Line by line, repeat the data below exactly, beginning at the first line and ending at the line with "import React from". Omit pictures.

*Raw data*.
%%
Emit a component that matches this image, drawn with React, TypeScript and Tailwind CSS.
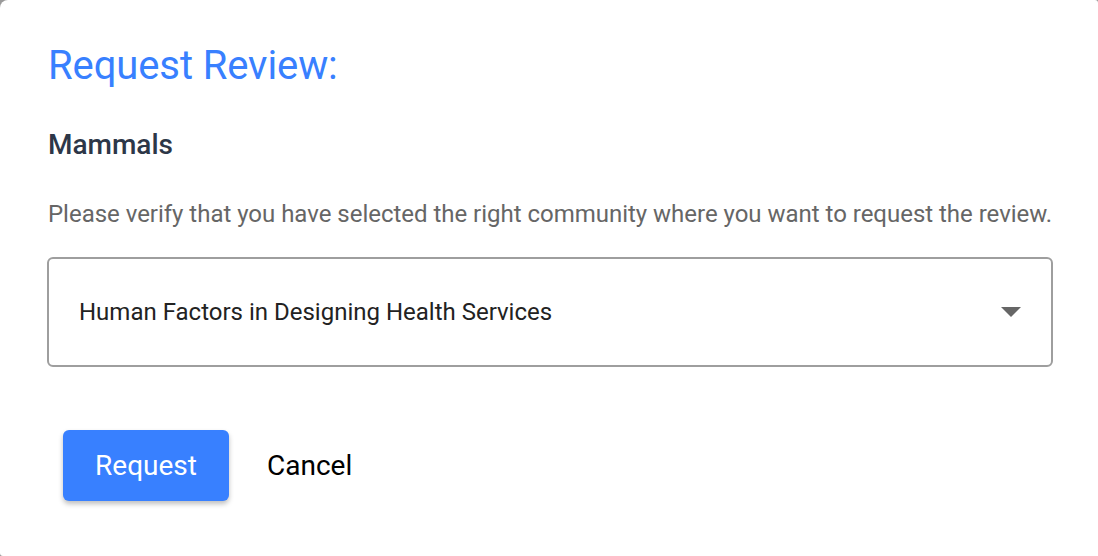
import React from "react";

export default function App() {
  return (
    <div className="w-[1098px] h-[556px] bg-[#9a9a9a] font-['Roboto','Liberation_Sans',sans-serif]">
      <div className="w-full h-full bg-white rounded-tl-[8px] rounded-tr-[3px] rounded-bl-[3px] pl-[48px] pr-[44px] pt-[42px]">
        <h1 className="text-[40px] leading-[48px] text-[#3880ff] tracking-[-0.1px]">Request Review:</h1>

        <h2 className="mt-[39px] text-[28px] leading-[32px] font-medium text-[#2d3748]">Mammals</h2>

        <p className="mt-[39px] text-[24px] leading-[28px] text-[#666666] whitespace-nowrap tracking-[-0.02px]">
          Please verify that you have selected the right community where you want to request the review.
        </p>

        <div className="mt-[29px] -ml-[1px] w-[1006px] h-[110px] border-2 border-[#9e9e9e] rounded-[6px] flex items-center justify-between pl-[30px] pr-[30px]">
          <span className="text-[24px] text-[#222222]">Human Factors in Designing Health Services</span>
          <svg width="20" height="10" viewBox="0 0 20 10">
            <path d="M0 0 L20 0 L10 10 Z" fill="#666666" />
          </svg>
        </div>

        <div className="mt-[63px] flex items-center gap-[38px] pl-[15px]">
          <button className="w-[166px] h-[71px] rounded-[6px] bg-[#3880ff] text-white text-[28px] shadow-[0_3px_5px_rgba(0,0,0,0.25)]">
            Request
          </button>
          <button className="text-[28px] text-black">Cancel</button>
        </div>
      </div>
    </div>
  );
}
%%
*Answer below*.
Emit a component that matches this image, drawn with React, TypeScript and Tailwind CSS.
import React from "react";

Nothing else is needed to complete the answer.